> _Problem requirements_: Return all the data below as it stands, minus the pictures.

# # #

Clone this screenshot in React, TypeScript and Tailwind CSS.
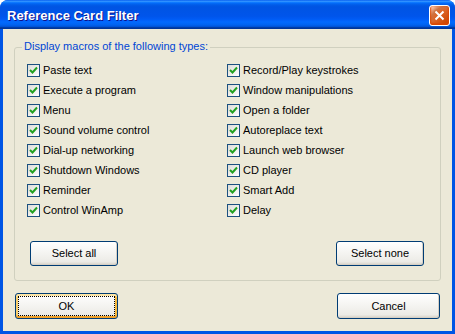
import React from "react";

const leftItems = [
  "Paste text",
  "Execute a program",
  "Menu",
  "Sound volume control",
  "Dial-up networking",
  "Shutdown Windows",
  "Reminder",
  "Control WinAmp",
];

const rightItems = [
  "Record/Play keystrokes",
  "Window manipulations",
  "Open a folder",
  "Autoreplace text",
  "Launch web browser",
  "CD player",
  "Smart Add",
  "Delay",
];

const CheckBox = ({ label }: { label: string }) => (
  <div className="flex h-[13px] items-center gap-[3px]">
    <span className="flex h-[13px] w-[13px] shrink-0 items-center justify-center border border-[#1C5180] bg-[linear-gradient(135deg,#DCDCD7,#FFFFFF)]">
      <svg width="9" height="9" viewBox="0 0 9 9">
        <path d="M1 4 L3.5 6.5 L8 1.5" fill="none" stroke="#21A121" strokeWidth="2" />
      </svg>
    </span>
    <span className="whitespace-nowrap text-[11px] leading-[13px] text-black">{label}</span>
  </div>
);

const XpButton = ({
  children,
  width,
  height,
  isDefault,
}: {
  children: React.ReactNode;
  width: string;
  height: string;
  isDefault?: boolean;
}) => (
  <button
    className={`${width} ${height} rounded-[3px] border border-[#003C74] bg-[linear-gradient(180deg,#FFFFFF,#ECEBE6_86%,#D6D0C5)] text-[11px] text-black ${
      isDefault
        ? "shadow-[inset_0_-2px_#F0A12A,inset_0_2px_#FDE6A8,inset_2px_0_#F9CE6A,inset_-2px_0_#F6B93F] outline-1 outline-dotted outline-offset-[-4px] outline-black"
        : "shadow-[inset_-1px_-1px_#D6D0C5]"
    }`}
  >
    {children}
  </button>
);

export default function App() {
  return (
    <div className="h-[334px] w-[455px] bg-white font-['Liberation_Sans',Arial,sans-serif]">
      <div className="flex h-full flex-col overflow-hidden rounded-t-[8px] bg-[#0055E5]">
        {/* Title bar */}
        <div className="flex h-[29px] shrink-0 items-center justify-between bg-[linear-gradient(180deg,#0058EE_0%,#3593FF_4%,#288EFF_6%,#127DFF_8%,#036FFC_10%,#0262EE_14%,#0057E5_20%,#0054E3_24%,#0055EB_56%,#005BF5_66%,#026AFE_76%,#0062EF_86%,#0052D6_92%,#0040AB_94%,#003092_100%)] pl-[7px] pr-[5px]">
          <span className="pt-[3px] text-[13px] font-bold text-white [text-shadow:1px_1px_#0F1089]">
            Reference Card Filter
          </span>
          <button className="mt-[1px] flex h-[21px] w-[21px] items-center justify-center rounded-[3px] border border-white bg-[radial-gradient(circle_at_90%_90%,#CC4600_0%,#DC6527_55%,#CD7546_70%,#FFCCB2_90%,#FFFFFF_100%)] shadow-[inset_0_-1px_2px_1px_#DA4600]">
            <svg width="11" height="11" viewBox="0 0 11 11">
              <path d="M1.5 1.5 L9.5 9.5 M9.5 1.5 L1.5 9.5" stroke="white" strokeWidth="2" />
            </svg>
          </button>
        </div>

        {/* Body */}
        <div className="mx-[3px] mb-[3px] flex-1 bg-[#ECE9D8] px-[11px] pt-[18px]">
          <div className="relative flex h-[234px] w-[427px] flex-col rounded-[3px] border border-[#D0D0BF] pl-[12px] pt-[16px]">
            <span className="absolute left-[7px] top-[-8px] bg-[#ECE9D8] px-[2px] text-[11px] leading-[13px] text-[#0046D5]">
              Display macros of the following types:
            </span>
            <div className="grid grid-cols-[200px_1fr] gap-y-[7px]">
              {leftItems.map((l, i) => (
                <React.Fragment key={l}>
                  <CheckBox label={l} />
                  <CheckBox label={rightItems[i]} />
                </React.Fragment>
              ))}
            </div>
            <div className="ml-[3px] mr-[16px] mt-[24px] flex justify-between">
              <XpButton width="w-[88px]" height="h-[25px]">Select all</XpButton>
              <XpButton width="w-[88px]" height="h-[25px]">Select none</XpButton>
            </div>
          </div>

          <div className="mt-[12px] flex justify-between px-[1px]">
            <XpButton width="w-[103px]" height="h-[26px]" isDefault>
              OK
            </XpButton>
            <XpButton width="w-[103px]" height="h-[26px]">Cancel</XpButton>
          </div>
        </div>
      </div>
    </div>
  );
}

# # #

> _Result for this task_:
Clone this screenshot in React, TypeScript and Tailwind CSS.
import React from "react";

const leftItems = [
  "Paste text",
  "Execute a program",
  "Menu",
  "Sound volume control",
  "Dial-up networking",
  "Shutdown Windows",
  "Reminder",
  "Control WinAmp",
];

const rightItems = [
  "Record/Play keystrokes",
  "Window manipulations",
  "Open a folder",
  "Autoreplace text",
  "Launch web browser",
  "CD player",
  "Smart Add",
  "Delay",
];

const CheckBox = ({ label }: { label: string }) => (
  <div className="flex h-[13px] items-center gap-[3px]">
    <span className="flex h-[13px] w-[13px] shrink-0 items-center justify-center border border-[#1C5180] bg-[linear-gradient(135deg,#DCDCD7,#FFFFFF)]">
      <svg width="9" height="9" viewBox="0 0 9 9">
        <path d="M1 4 L3.5 6.5 L8 1.5" fill="none" stroke="#21A121" strokeWidth="2" />
      </svg>
    </span>
    <span className="whitespace-nowrap text-[11px] leading-[13px] text-black">{label}</span>
  </div>
);

const XpButton = ({
  children,
  width,
  height,
  isDefault,
}: {
  children: React.ReactNode;
  width: string;
  height: string;
  isDefault?: boolean;
}) => (
  <button
    className={`${width} ${height} rounded-[3px] border border-[#003C74] bg-[linear-gradient(180deg,#FFFFFF,#ECEBE6_86%,#D6D0C5)] text-[11px] text-black ${
      isDefault
        ? "shadow-[inset_0_-2px_#F0A12A,inset_0_2px_#FDE6A8,inset_2px_0_#F9CE6A,inset_-2px_0_#F6B93F] outline-1 outline-dotted outline-offset-[-4px] outline-black"
        : "shadow-[inset_-1px_-1px_#D6D0C5]"
    }`}
  >
    {children}
  </button>
);

export default function App() {
  return (
    <div className="h-[334px] w-[455px] bg-white font-['Liberation_Sans',Arial,sans-serif]">
      <div className="flex h-full flex-col overflow-hidden rounded-t-[8px] bg-[#0055E5]">
        {/* Title bar */}
        <div className="flex h-[29px] shrink-0 items-center justify-between bg-[linear-gradient(180deg,#0058EE_0%,#3593FF_4%,#288EFF_6%,#127DFF_8%,#036FFC_10%,#0262EE_14%,#0057E5_20%,#0054E3_24%,#0055EB_56%,#005BF5_66%,#026AFE_76%,#0062EF_86%,#0052D6_92%,#0040AB_94%,#003092_100%)] pl-[7px] pr-[5px]">
          <span className="pt-[3px] text-[13px] font-bold text-white [text-shadow:1px_1px_#0F1089]">
            Reference Card Filter
          </span>
          <button className="mt-[1px] flex h-[21px] w-[21px] items-center justify-center rounded-[3px] border border-white bg-[radial-gradient(circle_at_90%_90%,#CC4600_0%,#DC6527_55%,#CD7546_70%,#FFCCB2_90%,#FFFFFF_100%)] shadow-[inset_0_-1px_2px_1px_#DA4600]">
            <svg width="11" height="11" viewBox="0 0 11 11">
              <path d="M1.5 1.5 L9.5 9.5 M9.5 1.5 L1.5 9.5" stroke="white" strokeWidth="2" />
            </svg>
          </button>
        </div>

        {/* Body */}
        <div className="mx-[3px] mb-[3px] flex-1 bg-[#ECE9D8] px-[11px] pt-[18px]">
          <div className="relative flex h-[234px] w-[427px] flex-col rounded-[3px] border border-[#D0D0BF] pl-[12px] pt-[16px]">
            <span className="absolute left-[7px] top-[-8px] bg-[#ECE9D8] px-[2px] text-[11px] leading-[13px] text-[#0046D5]">
              Display macros of the following types:
            </span>
            <div className="grid grid-cols-[200px_1fr] gap-y-[7px]">
              {leftItems.map((l, i) => (
                <React.Fragment key={l}>
                  <CheckBox label={l} />
                  <CheckBox label={rightItems[i]} />
                </React.Fragment>
              ))}
            </div>
            <div className="ml-[3px] mr-[16px] mt-[24px] flex justify-between">
              <XpButton width="w-[88px]" height="h-[25px]">Select all</XpButton>
              <XpButton width="w-[88px]" height="h-[25px]">Select none</XpButton>
            </div>
          </div>

          <div className="mt-[12px] flex justify-between px-[1px]">
            <XpButton width="w-[103px]" height="h-[26px]" isDefault>
              OK
            </XpButton>
            <XpButton width="w-[103px]" height="h-[26px]">Cancel</XpButton>
          </div>
        </div>
      </div>
    </div>
  );
}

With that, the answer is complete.